Furthermore, the legal landscape has shifted. In July 2025, the International Court of Justice (ICJ) issued a landmark Advisory Opinion clarifying states’ binding legal obligations under international law to prevent, mitigate and remedy climate harm. The Court emphasized a duty of due diligence, requiring states to regulate private actors whose activities contribute to environmental degradation and climate risk. Failure to control those actors does not absolve the state of responsibility, it deepens it.

Under this emerging global standard, the stripped hillsides and choked rivers of Sumatra are more than a domestic tragedy; they may constitute a breach of Indonesia’s international obligations.

The aftermath of these floods – the timber debris, chaotic hydrology, flooded settlements - is not just proof of environmental mismanagement. It may soon be seen as evidence in an era where climate negligence carries legal consequences.

The Sumatra catastrophe is not simply a disaster to recover from.
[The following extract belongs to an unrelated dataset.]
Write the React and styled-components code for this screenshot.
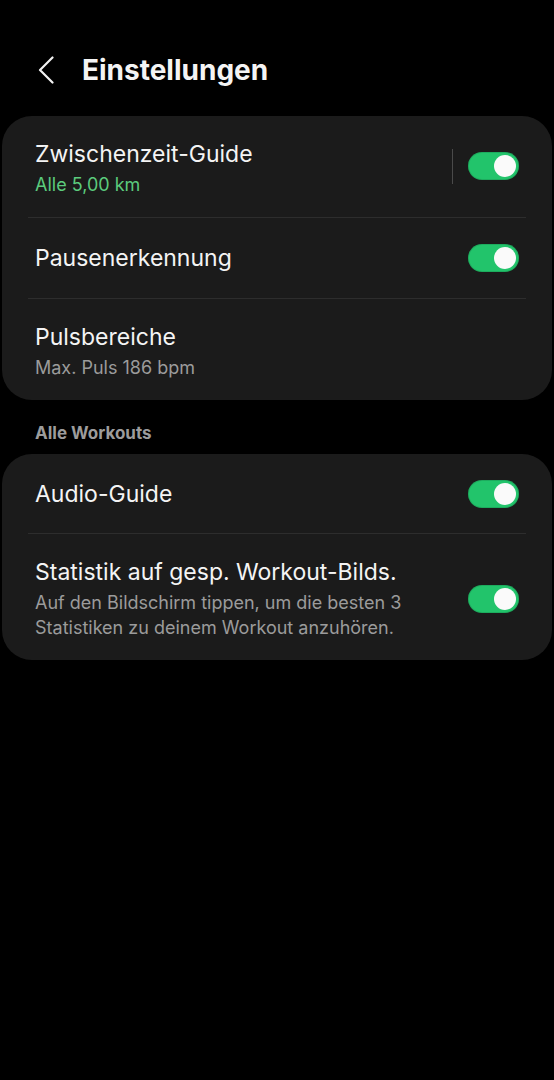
import React, { useState } from 'react'
import styled, { createGlobalStyle } from 'styled-components'

const GlobalStyle = createGlobalStyle`
  body {
    margin: 0;
    background: #000;
    font-family: Inter, Roboto, 'Noto Sans', sans-serif;
    color: #f2f2f2;
  }
`

const Page = styled.div`
  min-height: 1080px;
  background: #000;
`

const Header = styled.header`
  display: flex;
  align-items: center;
  height: 44px;
  padding: 48px 0 24px 36px;
`

const BackButton = styled.button`
  display: flex;
  align-items: center;
  justify-content: center;
  width: 20px;
  height: 44px;
  padding: 0;
  margin-right: 26px;
  background: none;
  border: none;
  cursor: pointer;
`

const Title = styled.h1`
  margin: 0;
  font-size: 28px;
  font-weight: 700;
  color: #f4f4f4;
`

const Card = styled.section`
  margin: 0 2px;
  padding: 0 26px;
  background: #1b1b1b;
  border-radius: 30px;
`

const Row = styled.div`
  display: flex;
  align-items: center;
  min-height: ${p => p.$height || 79}px;
  padding: ${p => (p.$multi ? '23px 7px 20px' : '0 7px')};
  box-sizing: border-box;
  border-top: ${p => (p.$first ? 'none' : '1px solid #2d2d2d')};
`

const Texts = styled.div`
  flex: 1;
  display: flex;
  flex-direction: column;
`

const Label = styled.span`
  font-size: 23px;
  line-height: 30px;
  color: #f4f4f4;
`

const Sub = styled.span`
  margin-top: 3px;
  font-size: 18px;
  line-height: 25px;
  color: ${p => (p.$accent ? '#5ccb7d' : '#9b9b9b')};
`

const Separator = styled.div`
  width: 1px;
  height: 35px;
  background: #4a4a4a;
  margin: 0 15px 4px 0;
`

const Track = styled.button`
  position: relative;
  flex: none;
  width: 51px;
  height: 28px;
  margin-bottom: ${p => p.$lift || 0}px;
  padding: 0;
  border: none;
  border-radius: 14px;
  background: ${p => (p.$on ? '#22c46b' : '#555')};
  box-shadow: inset 0 0 0 1px rgba(0, 0, 0, 0.12);
  cursor: pointer;
`

const Knob = styled.span`
  position: absolute;
  top: 3px;
  left: ${p => (p.$on ? '26px' : '3px')};
  width: 22px;
  height: 22px;
  border-radius: 50%;
  background: #fafafa;
`

const SectionLabel = styled.h2`
  margin: 0;
  padding: 22px 35px 10px;
  font-size: 17px;
  line-height: 22px;
  font-weight: 700;
  color: #9c9c9c;
`

const Toggle = ({ initial = true, lift }) => {
  const [on, setOn] = useState(initial)
  return (
    <Track $on={on} $lift={lift} onClick={() => setOn(!on)}>
      <Knob $on={on} />
    </Track>
  )
}

const App = () => (
  <Page>
    <GlobalStyle />
    <Header>
      <BackButton aria-label='Zurück'>
        <svg width='16' height='28' viewBox='0 0 16 28'>
          <path d='M14.5 1.5 L2 14 L14.5 26.5' fill='none' stroke='#f2f2f2' strokeWidth='2.2' strokeLinecap='round' strokeLinejoin='round' />
        </svg>
      </BackButton>
      <Title>Einstellungen</Title>
    </Header>

    <Card>
      <Row $first $multi $height={100}>
        <Texts>
          <Label>Zwischenzeit-Guide</Label>
          <Sub $accent>Alle 5,00 km</Sub>
        </Texts>
        <Separator />
        <Toggle lift={4} />
      </Row>
      <Row $height={81}>
        <Texts>
          <Label>Pausenerkennung</Label>
        </Texts>
        <Toggle />
      </Row>
      <Row $multi $height={100}>
        <Texts>
          <Label>Pulsbereiche</Label>
          <Sub>Max. Puls 186 bpm</Sub>
        </Texts>
      </Row>
    </Card>

    <SectionLabel>Alle Workouts</SectionLabel>

    <Card>
      <Row $first $height={79}>
        <Texts>
          <Label>Audio-Guide</Label>
        </Texts>
        <Toggle />
      </Row>
      <Row $multi $height={125}>
        <Texts>
          <Label>Statistik auf gesp. Workout-Bilds.</Label>
          <Sub>
            Auf den Bildschirm tippen, um die besten 3<br />
            Statistiken zu deinem Workout anzuhören.
          </Sub>
        </Texts>
        <Toggle />
      </Row>
    </Card>
  </Page>
)

export default App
We have to see this as a warning that deregulation and weak enforcement in the name of economic growth can backfire catastrophically when extreme weather events become more frequent and destructive under climate change.

More importantly, in a post-ICJ world, failing to prevent foreseeable environmental harm can be considered as a violation of international law obligations.

If Indonesia intends to honor its domestic and international climate pledges, it must take five decisive actions. First, it must reinstate strong environmental safeguards by restoring the integrity and enforceability of AMDAL, ensuring the review process is transparent and allows meaningful public participation.

Second, it must strengthen oversight by granting regulatory bodies the resources, authority and independence necessary to monitor and sanction violations. Third, it must restore degraded ecosystems through large-scale reforestation, watershed rehabilitation, and sustainable land-use planning.

Fourth, it must hold perpetrators accountable by imposing more robust sanctions, restoration orders and strict liability on logging firms, plantation companies and financiers that operate in defiance of regulations. Fifth, it must align development with climate resilience by incorporating scientific-based risk assessment into all development planning, and treating forests as critical ecological infrastructure rather than exploitable assets

The Sumatra floods are a brutal reminder that climate change no longer exists in the abstract, its consequences are measured in lives lost, ecosystems destroyed, and human suffering. They demonstrate that deregulation pursued in the name of investment can come at the cost of ecological resilience and human safety.

In the wake of the ICJ’s advisory opinion, regulatory failure can no longer be chalked up to “domestic administrative matters”. It may constitute international climate liability.

After COP30 and the ICJ’s watershed ruling, the world will judge Indonesia not by the rhetoric it brings to the global stage, but by whether it protects its forests and its people at home.